_Short problem_. Write out each line exactly as given. Leave the pictures out of your copy.

+ + + +

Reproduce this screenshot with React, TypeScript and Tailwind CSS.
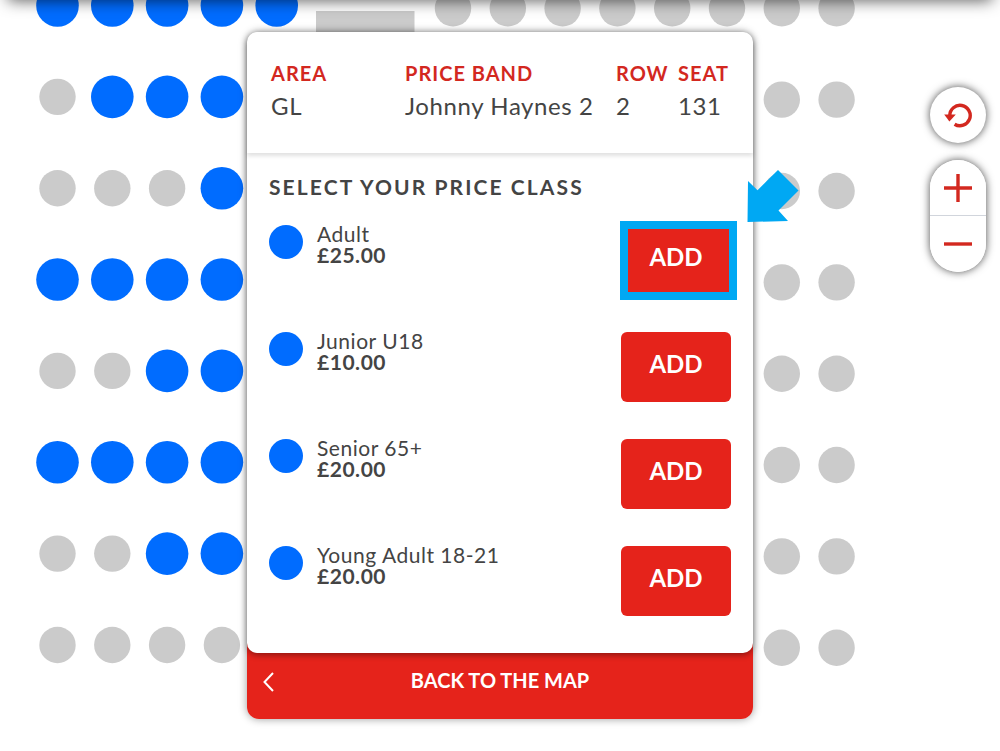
import { ReactNode } from 'react'

interface PriceClass {
  name: string
  price: string
  highlighted?: boolean
}

const seatInfo = [
  { label: 'AREA', value: 'GL', width: 'w-[134px]' },
  { label: 'PRICE BAND', value: 'Johnny Haynes 2', width: 'w-[211px]' },
  { label: 'ROW', value: '2', width: 'w-[62px]' },
  { label: 'SEAT', value: '131', width: 'w-[51px]' },
]

const priceClasses: PriceClass[] = [
  { name: 'Adult', price: '£25.00', highlighted: true },
  { name: 'Junior U18', price: '£10.00' },
  { name: 'Senior 65+', price: '£20.00' },
  { name: 'Young Adult 18-21', price: '£20.00' },
]

// 1 = available, 0 = taken
const leftRows = ['11111', '0111', '0001', '1111', '0011', '1111', '0011', '0000']
const rightRows = ['00000000', '00', '00', '00', '00', '00', '00', '00']

function SeatMap() {
  return (
    <svg className="absolute left-0 top-0" width="1000" height="751" viewBox="0 0 1000 751" aria-hidden="true">
      {leftRows.map((row, r) =>
        row.split('').map((seat, c) => (
          <circle
            key={`l-${r}-${c}`}
            cx={57.5 + c * 54.8}
            cy={5.5 + r * 91.35}
            r={seat === '1' ? 21.3 : 18.2}
            fill={seat === '1' ? '#006cff' : '#cbcbcb'}
          />
        ))
      )}
      <rect x="316" y="11" width="98.5" height="40" fill="#cbcbcb" />
      {rightRows.map((row, r) =>
        row.split('').map((_, c) => (
          <circle
            key={`r-${r}-${c}`}
            cx={836.6 - (row.length - 1 - c) * 54.8}
            cy={8.3 + r * 91.35}
            r={18.2}
            fill="#cbcbcb"
          />
        ))
      )}
    </svg>
  )
}

function MapButton({ label, className, children }: { label: string; className: string; children: ReactNode }) {
  return (
    <button aria-label={label} className={`flex w-14 h-14 items-center justify-center bg-white ${className}`}>
      {children}
    </button>
  )
}

function MapControls() {
  return (
    <div className="absolute right-3.5 top-[87px] flex flex-col gap-[17px]">
      <MapButton label="Reset map" className="rounded-full shadow-[0_0_8px_rgba(0,0,0,0.7)]">
        <svg width="28" height="28" viewBox="0 0 28 28" fill="none">
          <path d="M5.8 14.6A10.2 10.2 0 1 1 10.6 23.2" stroke="#d3281f" strokeWidth="3.4" />
          <path d="M0.2 13.4H11.8L5.4 20.4Z" fill="#d3281f" />
        </svg>
      </MapButton>
      <div className="rounded-full shadow-[0_0_8px_rgba(0,0,0,0.7)]">
        <MapButton label="Zoom in" className="rounded-t-full border-b border-gray-300">
          <svg width="28" height="28" viewBox="0 0 28 28">
            <path d="M0 14H28M14 0V28" stroke="#d3281f" strokeWidth="3.4" />
          </svg>
        </MapButton>
        <MapButton label="Zoom out" className="rounded-b-full">
          <svg width="28" height="28" viewBox="0 0 28 28">
            <path d="M0 14H28" stroke="#d3281f" strokeWidth="3.4" />
          </svg>
        </MapButton>
      </div>
    </div>
  )
}

function Highlight() {
  return (
    <>
      <div className="pointer-events-none absolute -left-px -top-1 w-[117px] h-[79px] border-8 border-[#00a8f3]" />
      <svg className="pointer-events-none absolute left-[126px] -top-[55px]" width="52" height="52" viewBox="0 0 52 52">
        <path d="M1 11L10.5 20.2L31 0L51.5 20.5L31.5 40.5L41 51L0.5 52Z" fill="#00a8f3" />
      </svg>
    </>
  )
}

function PriceRow({ item }: { item: PriceClass }) {
  return (
    <li className="flex items-start">
      <span className="w-[34px] h-[34px] shrink-0 rounded-full bg-[#006cff]" />
      <div className="ml-3.5 -mt-0.5 flex-1 text-[21px] leading-[21px] tracking-wide">
        <p>{item.name}</p>
        <p className="font-bold">{item.price}</p>
      </div>
      <div className="relative">
        <button
          aria-label={`Add ${item.name}`}
          className="w-[110px] h-[70px] pb-1.5 rounded-md bg-[#e5231b] text-2xl font-bold text-white"
        >
          ADD
        </button>
        {item.highlighted && <Highlight />}
      </div>
    </li>
  )
}

export default function App() {
  return (
    <main className="relative min-h-screen overflow-hidden bg-white font-['Lato',sans-serif] text-[#444444]">
      <SeatMap />
      <div className="absolute inset-x-2 -top-4 h-4 shadow-[0_0_16px_rgba(0,0,0,0.7)]" />
      <MapControls />

      <section className="relative mx-auto mt-8 w-full max-w-[506px] rounded-xl shadow-[0_0_9px_rgba(0,0,0,0.4)]">
        <div className="relative z-10 rounded-[10px] bg-white shadow-[0_2px_6px_rgba(0,0,0,0.4)]">
          <header className="h-[121px] px-6 pt-[26px] rounded-t-[10px] shadow-[0_3px_4px_rgba(0,0,0,0.12)]">
            <table className="table-fixed text-left whitespace-nowrap">
              <thead>
                <tr className="h-[30px] text-xl leading-[30px] tracking-wider text-[#d3281f]">
                  {seatInfo.map(info => (
                    <th key={info.label} className={`p-0 font-bold ${info.width}`}>
                      {info.label}
                    </th>
                  ))}
                </tr>
              </thead>
              <tbody>
                <tr className="text-2xl leading-9 tracking-wide">
                  {seatInfo.map(info => (
                    <td key={info.label} className="p-0">
                      {info.value}
                    </td>
                  ))}
                </tr>
              </tbody>
            </table>
          </header>

          <div className="px-[22px] pt-5 pb-[37px]">
            <h2 className="mb-6 text-[21px] leading-7 font-bold tracking-widest">SELECT YOUR PRICE CLASS</h2>
            <ul className="flex flex-col gap-[37px]">
              {priceClasses.map(item => (
                <PriceRow key={item.name} item={item} />
              ))}
            </ul>
          </div>
        </div>

        <button className="relative -mt-3 block w-full h-[78px] rounded-b-xl bg-[#e5231b] text-xl font-bold text-white">
          <svg className="absolute left-4 top-[31px]" width="11" height="20" viewBox="0 0 11 20" fill="none">
            <path d="M10 1L1.5 10L10 19" stroke="white" strokeWidth="2" />
          </svg>
          BACK TO THE MAP
        </button>
      </section>
    </main>
  )
}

+ + + +

_Reply to the task_.
Reproduce this screenshot with React, TypeScript and Tailwind CSS.
import { ReactNode } from 'react'

interface PriceClass {
  name: string
  price: string
  highlighted?: boolean
}

const seatInfo = [
  { label: 'AREA', value: 'GL', width: 'w-[134px]' },
  { label: 'PRICE BAND', value: 'Johnny Haynes 2', width: 'w-[211px]' },
  { label: 'ROW', value: '2', width: 'w-[62px]' },
  { label: 'SEAT', value: '131', width: 'w-[51px]' },
]

const priceClasses: PriceClass[] = [
  { name: 'Adult', price: '£25.00', highlighted: true },
  { name: 'Junior U18', price: '£10.00' },
  { name: 'Senior 65+', price: '£20.00' },
  { name: 'Young Adult 18-21', price: '£20.00' },
]

// 1 = available, 0 = taken
const leftRows = ['11111', '0111', '0001', '1111', '0011', '1111', '0011', '0000']
const rightRows = ['00000000', '00', '00', '00', '00', '00', '00', '00']

function SeatMap() {
  return (
    <svg className="absolute left-0 top-0" width="1000" height="751" viewBox="0 0 1000 751" aria-hidden="true">
      {leftRows.map((row, r) =>
        row.split('').map((seat, c) => (
          <circle
            key={`l-${r}-${c}`}
            cx={57.5 + c * 54.8}
            cy={5.5 + r * 91.35}
            r={seat === '1' ? 21.3 : 18.2}
            fill={seat === '1' ? '#006cff' : '#cbcbcb'}
          />
        ))
      )}
      <rect x="316" y="11" width="98.5" height="40" fill="#cbcbcb" />
      {rightRows.map((row, r) =>
        row.split('').map((_, c) => (
          <circle
            key={`r-${r}-${c}`}
            cx={836.6 - (row.length - 1 - c) * 54.8}
            cy={8.3 + r * 91.35}
            r={18.2}
            fill="#cbcbcb"
          />
        ))
      )}
    </svg>
  )
}

function MapButton({ label, className, children }: { label: string; className: string; children: ReactNode }) {
  return (
    <button aria-label={label} className={`flex w-14 h-14 items-center justify-center bg-white ${className}`}>
      {children}
    </button>
  )
}

function MapControls() {
  return (
    <div className="absolute right-3.5 top-[87px] flex flex-col gap-[17px]">
      <MapButton label="Reset map" className="rounded-full shadow-[0_0_8px_rgba(0,0,0,0.7)]">
        <svg width="28" height="28" viewBox="0 0 28 28" fill="none">
          <path d="M5.8 14.6A10.2 10.2 0 1 1 10.6 23.2" stroke="#d3281f" strokeWidth="3.4" />
          <path d="M0.2 13.4H11.8L5.4 20.4Z" fill="#d3281f" />
        </svg>
      </MapButton>
      <div className="rounded-full shadow-[0_0_8px_rgba(0,0,0,0.7)]">
        <MapButton label="Zoom in" className="rounded-t-full border-b border-gray-300">
          <svg width="28" height="28" viewBox="0 0 28 28">
            <path d="M0 14H28M14 0V28" stroke="#d3281f" strokeWidth="3.4" />
          </svg>
        </MapButton>
        <MapButton label="Zoom out" className="rounded-b-full">
          <svg width="28" height="28" viewBox="0 0 28 28">
            <path d="M0 14H28" stroke="#d3281f" strokeWidth="3.4" />
          </svg>
        </MapButton>
      </div>
    </div>
  )
}

function Highlight() {
  return (
    <>
      <div className="pointer-events-none absolute -left-px -top-1 w-[117px] h-[79px] border-8 border-[#00a8f3]" />
      <svg className="pointer-events-none absolute left-[126px] -top-[55px]" width="52" height="52" viewBox="0 0 52 52">
        <path d="M1 11L10.5 20.2L31 0L51.5 20.5L31.5 40.5L41 51L0.5 52Z" fill="#00a8f3" />
      </svg>
    </>
  )
}

function PriceRow({ item }: { item: PriceClass }) {
  return (
    <li className="flex items-start">
      <span className="w-[34px] h-[34px] shrink-0 rounded-full bg-[#006cff]" />
      <div className="ml-3.5 -mt-0.5 flex-1 text-[21px] leading-[21px] tracking-wide">
        <p>{item.name}</p>
        <p className="font-bold">{item.price}</p>
      </div>
      <div className="relative">
        <button
          aria-label={`Add ${item.name}`}
          className="w-[110px] h-[70px] pb-1.5 rounded-md bg-[#e5231b] text-2xl font-bold text-white"
        >
          ADD
        </button>
        {item.highlighted && <Highlight />}
      </div>
    </li>
  )
}

export default function App() {
  return (
    <main className="relative min-h-screen overflow-hidden bg-white font-['Lato',sans-serif] text-[#444444]">
      <SeatMap />
      <div className="absolute inset-x-2 -top-4 h-4 shadow-[0_0_16px_rgba(0,0,0,0.7)]" />
      <MapControls />

      <section className="relative mx-auto mt-8 w-full max-w-[506px] rounded-xl shadow-[0_0_9px_rgba(0,0,0,0.4)]">
        <div className="relative z-10 rounded-[10px] bg-white shadow-[0_2px_6px_rgba(0,0,0,0.4)]">
          <header className="h-[121px] px-6 pt-[26px] rounded-t-[10px] shadow-[0_3px_4px_rgba(0,0,0,0.12)]">
            <table className="table-fixed text-left whitespace-nowrap">
              <thead>
                <tr className="h-[30px] text-xl leading-[30px] tracking-wider text-[#d3281f]">
                  {seatInfo.map(info => (
                    <th key={info.label} className={`p-0 font-bold ${info.width}`}>
                      {info.label}
                    </th>
                  ))}
                </tr>
              </thead>
              <tbody>
                <tr className="text-2xl leading-9 tracking-wide">
                  {seatInfo.map(info => (
                    <td key={info.label} className="p-0">
                      {info.value}
                    </td>
                  ))}
                </tr>
              </tbody>
            </table>
          </header>

          <div className="px-[22px] pt-5 pb-[37px]">
            <h2 className="mb-6 text-[21px] leading-7 font-bold tracking-widest">SELECT YOUR PRICE CLASS</h2>
            <ul className="flex flex-col gap-[37px]">
              {priceClasses.map(item => (
                <PriceRow key={item.name} item={item} />
              ))}
            </ul>
          </div>
        </div>

        <button className="relative -mt-3 block w-full h-[78px] rounded-b-xl bg-[#e5231b] text-xl font-bold text-white">
          <svg className="absolute left-4 top-[31px]" width="11" height="20" viewBox="0 0 11 20" fill="none">
            <path d="M10 1L1.5 10L10 19" stroke="white" strokeWidth="2" />
          </svg>
          BACK TO THE MAP
        </button>
      </section>
    </main>
  )
}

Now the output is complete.